Plus aucune certitude n’est possible lorsque le mensonge des images devient la norme. Notre rapport au monde est en pleine mutation, perturbé par toujours plus de médias qui s’interposent entre le monde et l’expérience que nous en avons. Tout cela n’a plus ni queue ni tête, les repères s’inversent, le vrai, le faux ; le haut, le bas. Ces notions abstraites qui ont un jour fait sens pour nous se perdent dans l’expérience que nous offrent les nouvelles technologies. L’hyper-réalisme de la VR par exemple, nous déboussole, notre corps souffre d’une expérience qu’il ne comprend pas, les sens doivent tout réapprendre.
En 1897 paraît un article fondateur* dans l’histoire des sciences psycho-cognitives. Le professeur de l’Université de Berkeley, G.M. Stratton a mis au point des lunettes capables d’inverser la vision rétinienne soit de gauche à droite soit de haut en bas. Le cobaye alors est mis à mal et devient incapable de se repérer dans l’espace. Cependant, au bout de quatre jours le cerveau est apte à corriger les erreurs qui lui sont imposées et réussi à remettre les choses dans le bon sens. Cette expérience étrange s’il en est, prouve le caractère complètement abstrait de telles notions (le haut/le bas). C’est d’ailleurs un exercice très important pour les astronautes car une fois dans l’Espace et délivrés de la pesanteur plus rien de cela n’existe.

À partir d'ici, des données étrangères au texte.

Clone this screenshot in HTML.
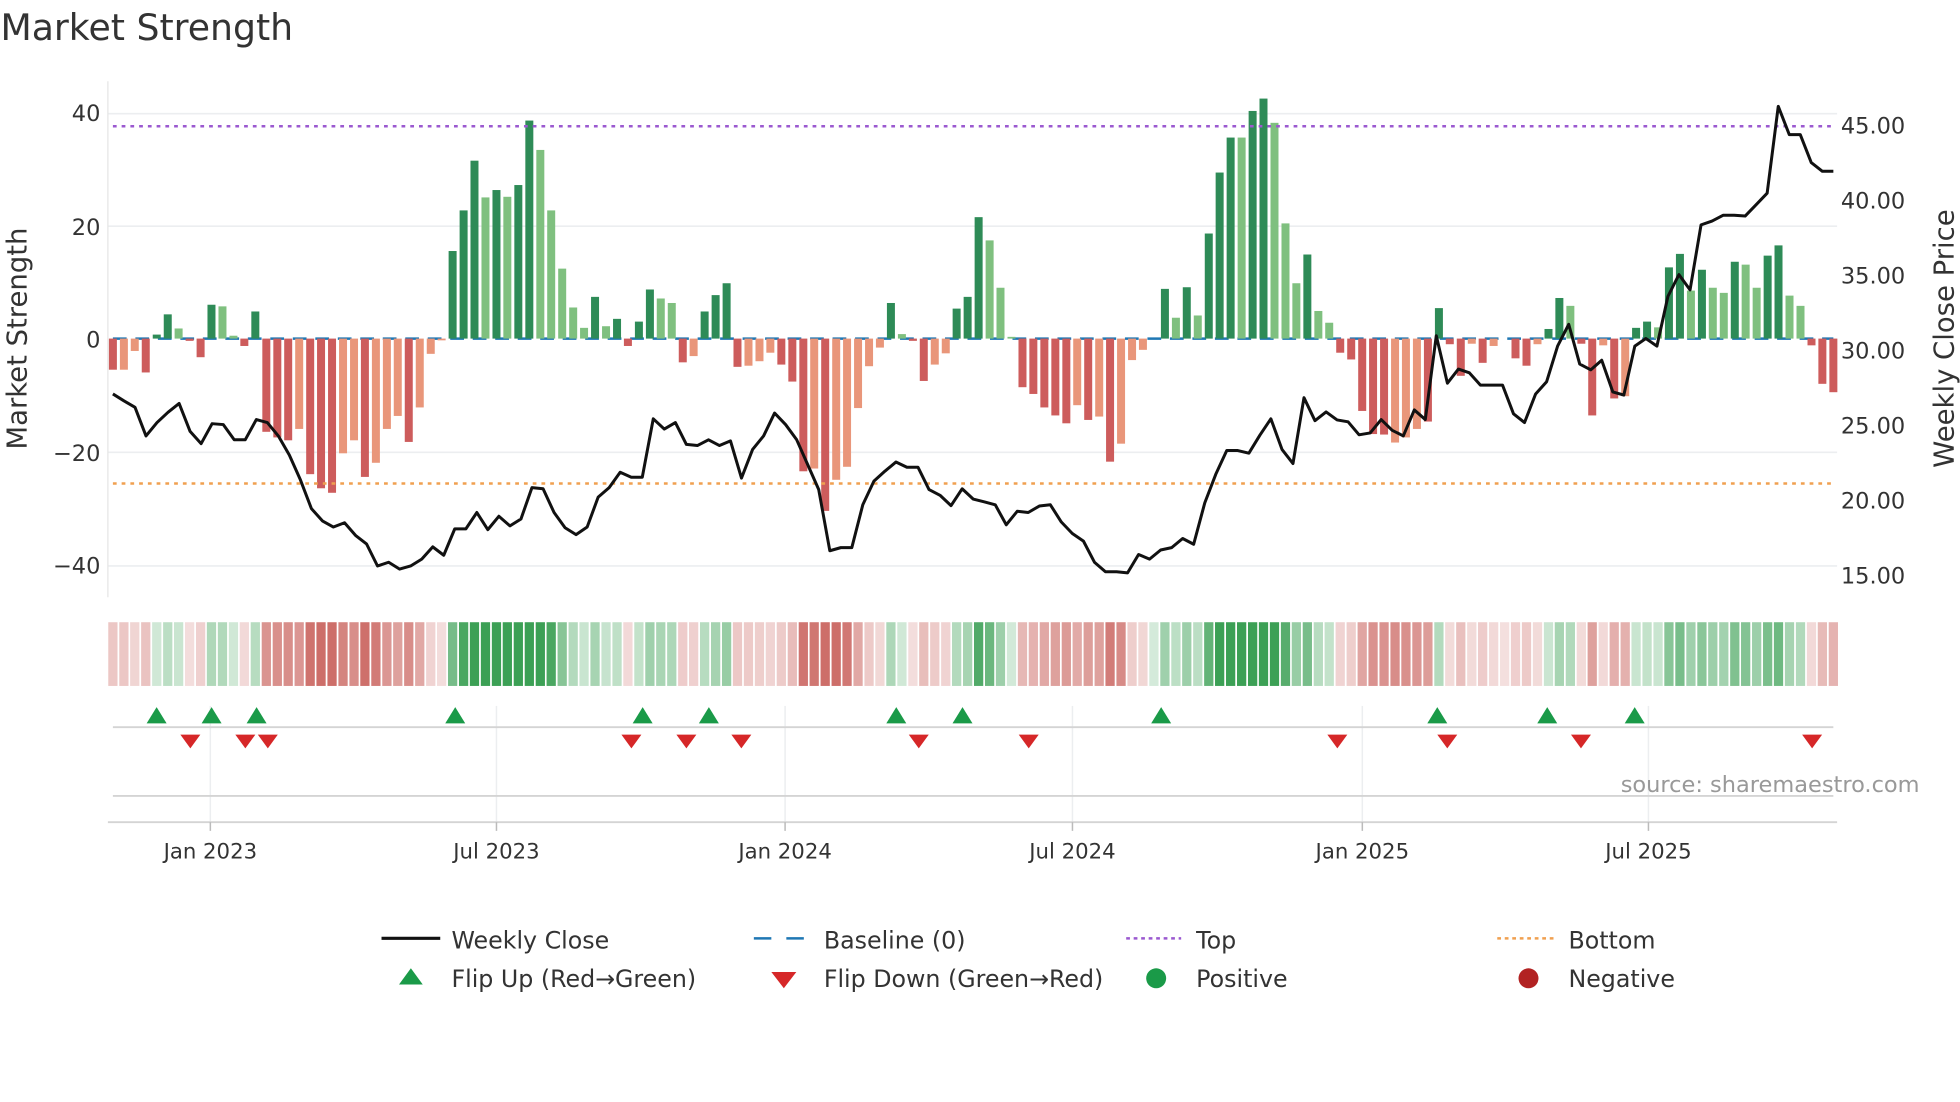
<!DOCTYPE html>
<html><head><meta charset="utf-8"><style>
html,body{margin:0;padding:0;background:#fff;width:1960px;height:1102px;overflow:hidden}
svg{display:block}
text{font-family:"DejaVu Sans","Liberation Sans",sans-serif;fill:#333}
</style></head><body>
<svg id="s" width="1960" height="1102" viewBox="0 0 1568 882" xmlns="http://www.w3.org/2000/svg">
<text x="0" y="32" font-size="29">Market Strength</text>
<g id="grid" stroke="#eceef0" stroke-width="1.3">
<line x1="86" x2="1470" y1="91" y2="91"/><line x1="86" x2="1470" y1="181" y2="181"/>
<line x1="86" x2="1470" y1="362" y2="362"/><line x1="86" x2="1470" y1="453" y2="453"/>
</g>
<line x1="86" x2="86" y1="65" y2="478" stroke="#e6e6e6" stroke-width="1"/>
<g font-size="18" text-anchor="end">
<text x="80" y="97">40</text><text x="80" y="188">20</text><text x="80" y="278">0</text>
<text x="80" y="369">−20</text><text x="80" y="459">−40</text>
</g>
<g font-size="18">
<text x="1473" y="107">45.00</text><text x="1473" y="167">40.00</text><text x="1473" y="227">35.00</text>
<text x="1473" y="287">30.00</text><text x="1473" y="347">25.00</text><text x="1473" y="407">20.00</text>
<text x="1473" y="467">15.00</text>
</g>
<text transform="translate(21,271) rotate(-90)" font-size="22" text-anchor="middle">Market Strength</text>
<text transform="translate(1563,271) rotate(-90)" font-size="22" text-anchor="middle">Weekly Close Price</text>
<line x1="90" x2="1467" y1="271" y2="271" stroke="#1f77b4" stroke-width="2" stroke-dasharray="11,7"/>
<g id="bars"></g>
<line x1="90" x2="1467" y1="101" y2="101" stroke="#9b59d0" stroke-width="2" stroke-dasharray="3,4"/>
<line x1="90" x2="1467" y1="387" y2="387" stroke="#f0a050" stroke-width="2" stroke-dasharray="3,4"/>
<polyline id="price" fill="none" stroke="#111" stroke-width="2.4" stroke-linejoin="round"/>
<g id="heat"></g>
<g stroke="#eceef0" stroke-width="1.2">
<line x1="168" x2="168" y1="565" y2="658"/><line x1="397" x2="397" y1="565" y2="658"/>
<line x1="628" x2="628" y1="565" y2="658"/><line x1="858" x2="858" y1="565" y2="658"/>
<line x1="1090" x2="1090" y1="565" y2="658"/><line x1="1319" x2="1319" y1="565" y2="658"/>
</g>
<line x1="90" x2="1467" y1="582" y2="582" stroke="#d4d4d4" stroke-width="1.5"/>
<line x1="90" x2="1467" y1="637" y2="637" stroke="#d4d4d4" stroke-width="1.5"/>
<line x1="86" x2="1470" y1="658" y2="658" stroke="#d4d4d4" stroke-width="1.5"/>
<g stroke="#bbb" stroke-width="1.2">
<line x1="168" x2="168" y1="658" y2="665"/><line x1="397" x2="397" y1="658" y2="665"/>
<line x1="628" x2="628" y1="658" y2="665"/><line x1="858" x2="858" y1="658" y2="665"/>
<line x1="1090" x2="1090" y1="658" y2="665"/><line x1="1319" x2="1319" y1="658" y2="665"/>
</g>
<g id="marks"></g>
<text x="1536" y="634" font-size="18" text-anchor="end" style="fill:#999">source: sharemaestro.com</text>
<g font-size="17" text-anchor="middle">
<text x="168" y="687">Jan 2023</text><text x="397" y="687">Jul 2023</text><text x="628" y="687">Jan 2024</text>
<text x="858" y="687">Jul 2024</text><text x="1090" y="687">Jan 2025</text><text x="1319" y="687">Jul 2025</text>
</g>
<g font-size="19">
<line x1="305" x2="352" y1="751" y2="751" stroke="#111" stroke-width="2.5"/><text x="361" y="759">Weekly Close</text>
<line x1="603" x2="646" y1="751" y2="751" stroke="#1f77b4" stroke-width="2" stroke-dasharray="14,12"/><text x="659" y="759">Baseline (0)</text>
<line x1="901" x2="945" y1="751" y2="751" stroke="#9b59d0" stroke-width="2" stroke-dasharray="3,3"/><text x="957" y="759">Top</text>
<line x1="1198" x2="1243" y1="751" y2="751" stroke="#f0a050" stroke-width="2" stroke-dasharray="3,3"/><text x="1255" y="759">Bottom</text>
<polygon points="319,788 338,788 328.5,775" fill="#1a9a48"/><text x="361" y="790">Flip Up (Red→Green)</text>
<polygon points="617,778 637,778 627,791" fill="#d62728"/><text x="659" y="790">Flip Down (Green→Red)</text>
<circle cx="925" cy="783" r="8" fill="#1a9a48"/><text x="957" y="790">Positive</text>
<circle cx="1223" cy="783" r="8" fill="#b22222"/><text x="1255" y="790">Negative</text>
</g>
</svg>
<script>
var B="R-5.5 r-5.5 r-2.2 R-6 G0.7 G4.3 g1.8 R-0.4 R-3.3 G6 g5.7 g0.5 R-1.3 G4.8 R-16.5 R-17.5 R-18 r-16 R-24 R-26.5 R-27.3 r-20.3 r-18 R-24.5 r-22 r-16 r-13.7 R-18.3 r-12.2 r-2.7 r-0.3 G15.5 G22.7 G31.5 g25 G26.3 g25.1 G27.2 G38.6 g33.4 g22.7 g12.4 g5.5 g1.9 G7.4 g2.2 G3.5 R-1.3 G3 G8.7 g7.1 g6.3 R-4.2 r-3.1 G4.8 G7.7 G9.8 R-5 r-4.8 r-4 r-2.5 R-4.6 R-7.6 R-23.5 r-23 R-30.5 r-25 r-22.7 r-12.3 r-4.9 r-1.6 G6.3 g0.8 R-0.4 R-7.5 r-4.6 r-2.6 G5.3 G7.4 G21.5 g17.4 g9 g0.3 R-8.6 R-9.8 R-12.2 R-13.6 R-15 r-11.8 R-14.4 r-13.8 R-21.8 r-18.6 r-3.8 r-2 G0 G8.8 g3.7 G9.1 g4.1 G18.6 G29.4 G35.6 g35.6 G40.3 G42.5 g38.2 g20.4 g9.8 G14.9 g4.9 g2.8 R-2.5 R-3.7 R-12.8 R-16.9 R-17 r-18.4 r-17.5 r-16 R-14.7 G5.4 R-1 R-6.6 r-0.9 R-4.3 r-1.3 R0 R-3.5 R-4.8 r-1 G1.7 G7.2 g5.8 R-0.9 R-13.6 r-1.2 R-10.6 r-10.2 G1.9 G3 g2 G12.6 G15 g8.5 G12.2 g9 g8.1 G13.6 g13.1 g9 G14.7 G16.5 g7.6 g5.8 R-1.2 R-8 R-9.5".split(" ");
var P=[1030,1048,1065,1140,1105,1078,1055,1128,1160,1108,1110,1150,1150,1097,1105,1140,1190,1255,1330,1362,1378,1367,1400,1422,1480,1470,1488,1480,1462,1430,1452,1383,1383,1340,1385,1350,1375,1357,1275,1278,1340,1380,1398,1378,1300,1275,1235,1248,1248,1095,1122,1105,1162,1165,1150,1165,1153,1250,1175,1140,1080,1110,1150,1215,1280,1440,1432,1432,1320,1258,1232,1208,1222,1222,1280,1295,1322,1278,1305,
1312,1320,1372,1337,1340,1323,1320,1365,1395,1415,1470,1495,1495,1498,1450,1462,1438,1432,1408,1423,1315,1240,1178,1178,1185,1138,1095,1175,1212,1040,1100,1077,1098,1103,1137,1132,1097,1125,1140,1072,1097,878,1002,965,975,1007,1007,1007,1082,1105,1030,998,905,848,952,967,942,1025,1033,905,885,905,775,718,758,588,578,563,563,565,535,505,278,352,352,425,448,448];
var N=B.length,step=(1467-90)/(N-1),pstep=(1467-90)/(P.length-1),ns="http://www.w3.org/2000/svg";
var col={G:"#2e8b57",g:"#7fc07f",R:"#cd5c5c",r:"#e9967a"};
var bars=document.getElementById("bars"),heat=document.getElementById("heat"),h="",hh="",pts=[];
for(var i=0;i<N;i++){var t=B[i][0],v=parseFloat(B[i].slice(1)),x=90+i*step;
 var y0=271,y1=271-v*4.52;
 if(Math.abs(v)>0.05)h+='<rect x="'+(x-3.2).toFixed(1)+'" y="'+Math.min(y0,y1).toFixed(1)+'" width="6.4" height="'+Math.abs(y1-y0).toFixed(1)+'" fill="'+col[t]+'"/>';
 var a=Math.min(1,0.22+Math.abs(v)/32);
 var c=(v>0||t=="G"||t=="g")?"rgba(60,160,85,"+a.toFixed(2)+")":"rgba(205,110,105,"+a.toFixed(2)+")";
 hh+='<rect x="'+(x-4.4+0.7).toFixed(1)+'" y="498" width="'+(step-1.4).toFixed(1)+'" height="51" fill="'+c+'"/>';}
for(var j=0;j<P.length;j++){pts.push((90+j*pstep).toFixed(1)+","+(P[j]/3.267).toFixed(1));}
bars.innerHTML=h;heat.innerHTML=hh;
document.getElementById("price").setAttribute("points",pts.join(" "));
var up=[125,169,205,364,514,567,717,770,929,1150,1238,1308],dn=[152,196,214,505,549,593,735,823,1070,1158,1265,1450],m="";
up.forEach(function(x){m+='<polygon points="'+(x-8)+',579 '+(x+8)+',579 '+x+',566" fill="#1a9a48"/>';});
dn.forEach(function(x){m+='<polygon points="'+(x-8)+',588 '+(x+8)+',588 '+x+',599" fill="#d62728"/>';});
document.getElementById("marks").innerHTML=m;
</script>
</body></html>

ll est donc important pour eux de se créer des repères virtuels. Sans technologie particulière, Ief Spincemaille nous permet de vivre cette expérience. Virtual Ground est un miroir à main qui se place non pas face à notre regard mais en dessous des yeux. Lorsque nous cherchons à voir le sol, c’est le ciel qui apparaît rendant ainsi la marche difficile. Alors que le sol devient le ciel, le paysage s’inverse. Bien que toujours sur la Terre ferme, nous sommes désormais en pleine lévitation.